Single-Slit Diffraction Calculator
Calculate the positions of diffraction minima from a single slit.
Find angles and positions on a screen for the first 3 dark fringes.
When light passes through a narrow slit, it diffracts (spreads out). Dark fringes (minima) appear at angles where waves from different parts of the slit cancel each other:
Minima: sin(θ) = mλ/a where m = ±1, ±2, ±3…
Position on screen: y_m = D × tan(θ_m) ≈ D × mλ/a (small angle approximation)
Where:
- θ = Angle to the minimum
- m = Order of minimum (±1, ±2, …)
- λ = Wavelength of light (m)
- a = Slit width (m)
- D = Distance from slit to screen (m)
- y = Position of minimum on the screen (m)
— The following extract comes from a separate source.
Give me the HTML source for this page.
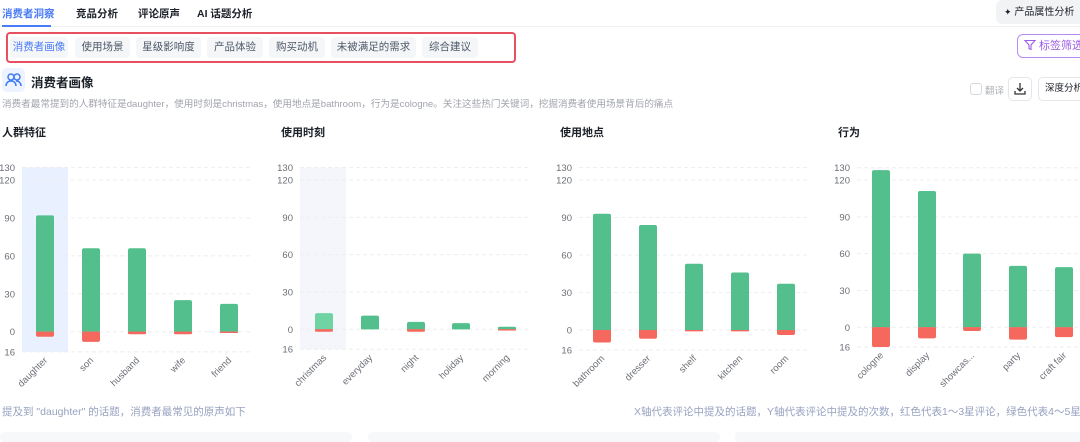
<!DOCTYPE html>
<html><head><meta charset="utf-8">
<style>
*{margin:0;padding:0;box-sizing:border-box}
body{width:1080px;height:437px;overflow:hidden;background:#fff;font-family:"Liberation Sans","Noto Sans CJK SC",sans-serif;position:relative;color:#1d2129}
.a{position:absolute;white-space:nowrap}
.tab{font-size:10.5px;font-weight:bold;top:6px;color:#1d2129}
.chip{position:absolute;top:37px;height:21px;background:#f5f6f8;border-radius:4px;font-size:10.5px;color:#4e5969;line-height:21px;text-align:center;white-space:nowrap}
</style></head><body>
<div class="a tab" style="left:2px;color:#4a7cf6">消费者洞察</div>
<div class="a tab" style="left:76px">竞品分析</div>
<div class="a tab" style="left:138px">评论原声</div>
<div class="a tab" style="left:197px">AI 话题分析</div>
<div class="a" style="left:0;top:26px;width:1080px;height:1px;background:#f0f1f3"></div>
<div class="a" style="left:2px;top:25px;width:49px;height:2px;background:#4a7cf6"></div>
<div class="a" style="left:996px;top:0;width:90px;height:24px;background:#f2f3f5;border-radius:6px;font-size:10px;line-height:24px;padding-left:8px;color:#1d2129"><span style="font-size:9px">✦</span> 产品属性分析</div>

<div class="a" style="left:6px;top:32px;width:510px;height:31px;border:2px solid #e8505f;border-radius:4px"></div>
<div class="chip" style="left:10px;width:58px;color:#4a7cf6">消费者画像</div>
<div class="chip" style="left:75px;width:55px">使用场景</div>
<div class="chip" style="left:136px;width:65px">星级影响度</div>
<div class="chip" style="left:207px;width:56px">产品体验</div>
<div class="chip" style="left:269px;width:56px">购买动机</div>
<div class="chip" style="left:331px;width:85px">未被满足的需求</div>
<div class="chip" style="left:422px;width:56px">综合建议</div>
<div class="a" style="left:1017px;top:34px;width:70px;height:24px;border:1px solid #b98cf5;border-radius:6px;font-size:11px;color:#9b5de5;line-height:22px;padding-left:6px">
<svg width="12" height="12" viewBox="0 0 12 12" style="vertical-align:-2px"><path d="M1 1.5h10L7 6v4.5L5 9.5V6z" fill="none" stroke="#9b5de5" stroke-width="1.1"/></svg> 标签筛选</div>

<div class="a" style="left:2px;top:68px;width:23px;height:24px;background:#edf3ff;border-radius:5px">
<svg width="23" height="24" viewBox="0 0 23 24"><circle cx="9" cy="9" r="3" fill="none" stroke="#3f7bf5" stroke-width="1.5"/><circle cx="15" cy="9" r="3" fill="none" stroke="#3f7bf5" stroke-width="1.5"/><path d="M4 18c0-3 2-5 5-5s5 2 5 5M14 13c3 0 5 2 5 5" fill="none" stroke="#3f7bf5" stroke-width="1.5"/></svg></div>
<div class="a" style="left:31px;top:72px;font-size:12.5px;font-weight:bold">消费者画像</div>
<div class="a" style="left:2px;top:96px;font-size:9.6px;color:#a0a4ab">消费者最常提到的人群特征是daughter，使用时刻是christmas，使用地点是bathroom，行为是cologne。关注这些热门关键词，挖掘消费者使用场景背后的痛点</div>
<div class="a" style="left:970px;top:83px;width:12px;height:12px;border:1px solid #d5d8dd;border-radius:3px"></div>
<div class="a" style="left:985px;top:83px;font-size:9.5px;color:#b0b4ba">翻译</div>
<div class="a" style="left:1008px;top:77px;width:24px;height:24px;border:1px solid #e5e6eb;border-radius:5px">
<svg width="22" height="22" viewBox="0 0 22 22"><path d="M11 5v8M8 10l3 3 3-3M6 13v3h10v-3" fill="none" stroke="#333" stroke-width="1.3"/></svg></div>
<div class="a" style="left:1038px;top:77px;width:50px;height:24px;border:1px solid #e5e6eb;border-radius:5px;font-size:9.5px;line-height:22px;padding-left:6px">深度分析</div>

<div class="a" style="left:2px;top:124px;font-size:11px;font-weight:bold">人群特征</div>
<div class="a" style="left:281px;top:124px;font-size:11px;font-weight:bold">使用时刻</div>
<div class="a" style="left:560px;top:124px;font-size:11px;font-weight:bold">使用地点</div>
<div class="a" style="left:838px;top:124px;font-size:11px;font-weight:bold">行为</div>

<svg id="ch" class="a" style="left:0;top:0" width="1080" height="437"></svg>

<div class="a" style="left:2px;top:404px;font-size:10.5px;color:#98a2c0">提及到 "daughter" 的话题，消费者最常见的原声如下</div>
<div class="a" style="left:634px;top:404px;font-size:10.5px;color:#98a2c0">X轴代表评论中提及的话题，Y轴代表评论中提及的次数，红色代表1～3星评论，绿色代表4～5星评论</div>
<div class="a" style="left:0;top:432px;width:352px;height:10px;background:#f7f8fa;border-radius:4px"></div>
<div class="a" style="left:368px;top:432px;width:352px;height:10px;background:#f7f8fa;border-radius:4px"></div>
<div class="a" style="left:735px;top:432px;width:360px;height:10px;background:#f7f8fa;border-radius:4px"></div>

<script>
var charts=[
 {lx:2,px:22,gx:250,z:331.7,s:151.7/120,band:[22,68,'#e9f0ff'],b:[36,82,128,174,220],lab:['daughter','son','husband','wife','friend'],g:[92,66,66,25,22],r:[4,8,2,2,1]},
 {lx:281,px:300,gx:530,z:329.3,s:149.3/120,band:[300,346,'#f4f6fb'],b:[315,361,407,452,498],lab:['christmas','everyday','night','holiday','morning'],g:[13,11,6,5,2],r:[2,0,2,0,1],light:0},
 {lx:560,px:579,gx:808,z:330,s:150/120,b:[593,639,685,731,777],lab:['bathroom','dresser','shelf','kitchen','room'],g:[93,84,53,46,37],r:[10,7,1,1,4]},
 {lx:838,px:857,gx:1080,z:327.3,s:147.3/120,b:[872,918,963,1009,1055],lab:['cologne','display','showcas...','party','craft fair'],g:[128,111,60,50,49],r:[16,9,3,10,8]}
];
var h='';
charts.forEach(function(c){
 if(c.band)h+='<rect x="'+c.band[0]+'" y="'+(c.z-130*c.s)+'" width="'+(c.band[1]-c.band[0])+'" height="'+(146*c.s)+'" fill="'+c.band[2]+'"/>';
 [130,120,90,60,30,0,-16].forEach(function(v){
  var y=c.z-v*c.s;
  h+='<line x1="'+c.px+'" x2="'+c.gx+'" y1="'+y+'" y2="'+y+'" stroke="#eceef1" stroke-dasharray="4 3"/>';
  h+='<text x="'+(c.px-7)+'" y="'+(y+3.5)+'" font-size="9.5" fill="#6b6f76" text-anchor="end">'+Math.abs(v)+'</text>';
 });
 c.b.forEach(function(x,i){
  var gh=c.g[i]*c.s,rh=c.r[i]*c.s;
  var gc=(c.light===i)?'#6fd3a4':'#52bf8c';
  h+='<rect x="'+x+'" y="'+(c.z-gh)+'" width="18" height="'+gh+'" rx="2" fill="'+gc+'"/>';
  h+='<rect x="'+x+'" y="'+(c.z-Math.min(2,gh))+'" width="18" height="'+Math.min(2,gh)+'" fill="'+gc+'"/>';
  if(rh>0){h+='<rect x="'+x+'" y="'+c.z+'" width="18" height="'+rh+'" rx="2" fill="#f5685e"/>';
   h+='<rect x="'+x+'" y="'+c.z+'" width="18" height="'+Math.min(2,rh)+'" fill="#f5685e"/>';}
  var tx=x+12,ty=c.z-(-16)*c.s+9;
  h+='<text transform="translate('+tx+','+ty+') rotate(-45)" font-size="9.5" fill="#6b6f76" text-anchor="end">'+c.lab[i]+'</text>';
 });
});
document.getElementById('ch').innerHTML=h;
</script>
</body></html>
Central maximum width: The central bright fringe spans from m = −1 to m = +1, so its half-width is: Δy = Dλ/a
A narrower slit produces wider diffraction → more spreading.
Why single-slit diffraction matters:
- It sets the diffraction limit for optical instruments — the smallest feature a lens can resolve
- Telescope resolving power is limited by the aperture diameter (which acts like a single slit)
- Radio telescopes need huge diameters to achieve good angular resolution because radio wavelengths are much longer than visible light
- The Airy disk (circular aperture diffraction) is described by the same physics: θ_min = 1.22λ/D
Color and diffraction: Shorter wavelengths (violet, 400 nm) diffract less than longer wavelengths (red, 700 nm). This causes chromatic dispersion in diffraction gratings and explains why prisms separate colors.